Text and footnotes by Martí de Barcelona and Norbert d'Ordal, OFMCap
"Els nostres clàssics". Collection B, nº 2.
- Terç del Crestià. Volum III. Barcelona. Editorial Barcino. 1932. 296 pp.
Text and footnotes by Martí de Barcelona and Feliu de Tarragona, OFMCap
"Els nostres clàssics". Collection B, nº 4.
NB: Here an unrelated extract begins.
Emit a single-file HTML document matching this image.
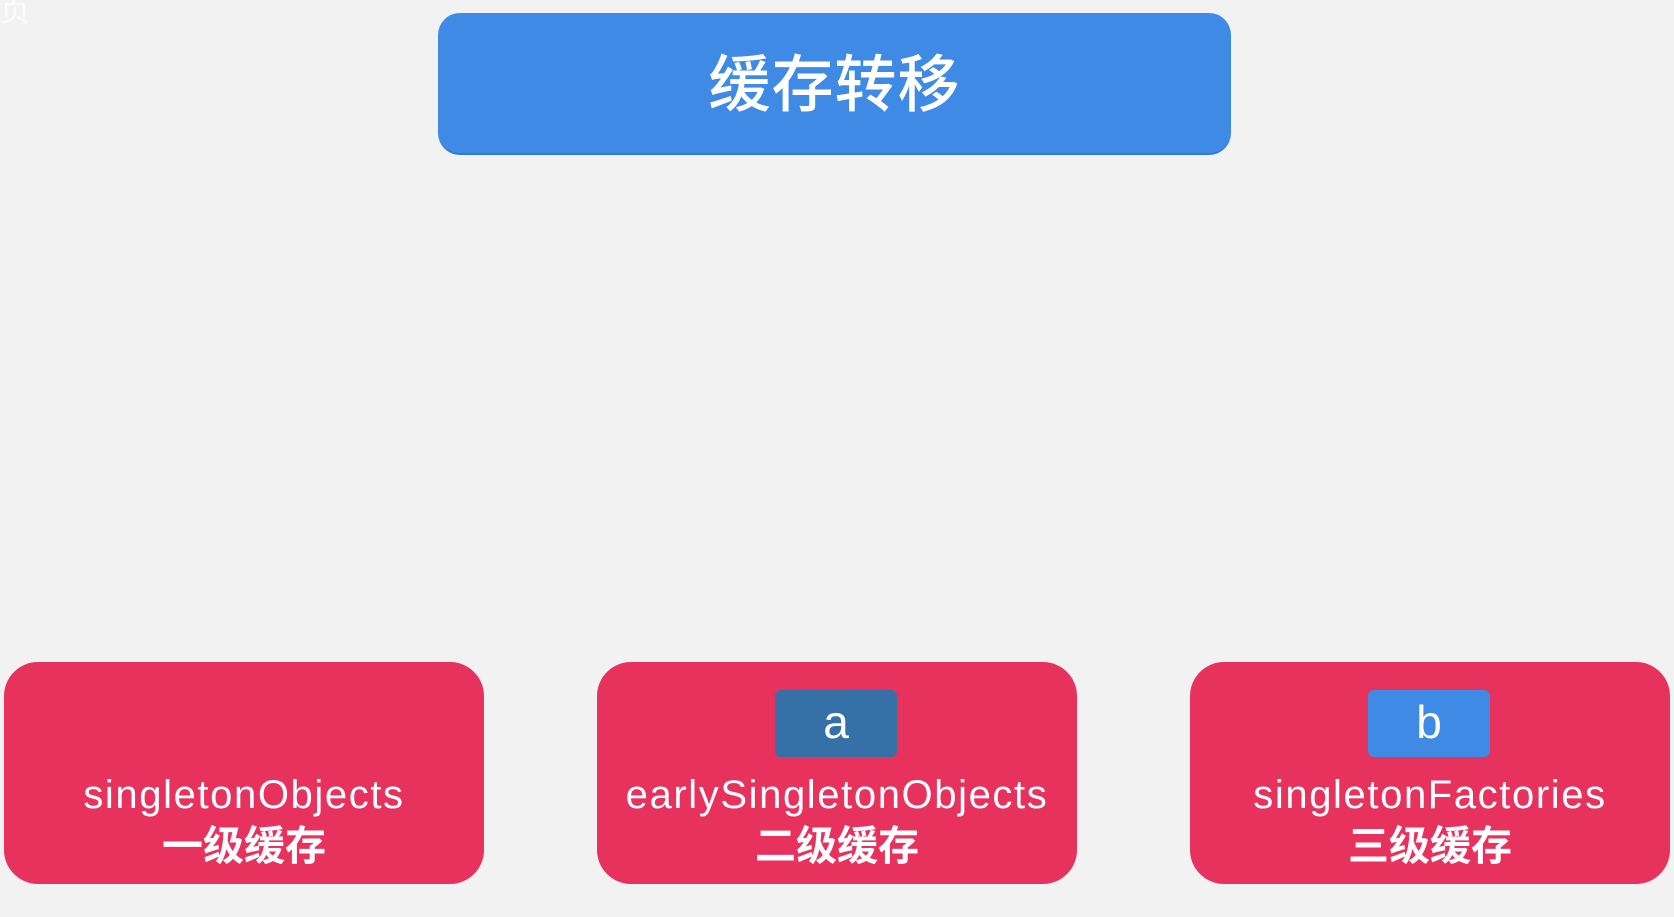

- L'Ars Praedicandi de Fra Francesc Eiximenis. Martí de Barcelona, OFMCap In Homenatge a Antoni Rubió i Lluch. Miscel·lània d'Estudis Literaris, Històrics i Lingüístics. Vol. II. Barcelona. 1936. 301–40. (in Latin)

===Other works===
- Fra Francesc Eiximenis. O.M. (1340?-1409). La seva vida, els seus escrits, la seva personalitat literària. EF, XL. 1928. 437–500.
- L'Església i l'Estat segons Francesc Eiximenis (I). Criterion, VII. October–December 1931. 325–38.
- L'Església i l'Estat segons Francesc Eiximenis (II). Criterion, VIII. 1932. 337–47.
- Notes descriptives dels manuscrits medievals de la Biblioteca Nacional de Madrid. EF, XLV. 1933. 337–404.
- Catalunya vista per Francesc Eiximenis. EF, XLVI. 1934. 79–97.
- Nous documents per a la biografia d'Arnau de Vilanova. AST XI. 1935. 85–128.
- Regesta de documents arnaldians coneguts. EF, XLVII. 1935. 261–300.
- La cultura catalana durant el regnat de Jaume II. EF XCI (1990), 213–295; XCII (1991), 127-245 and 383–492.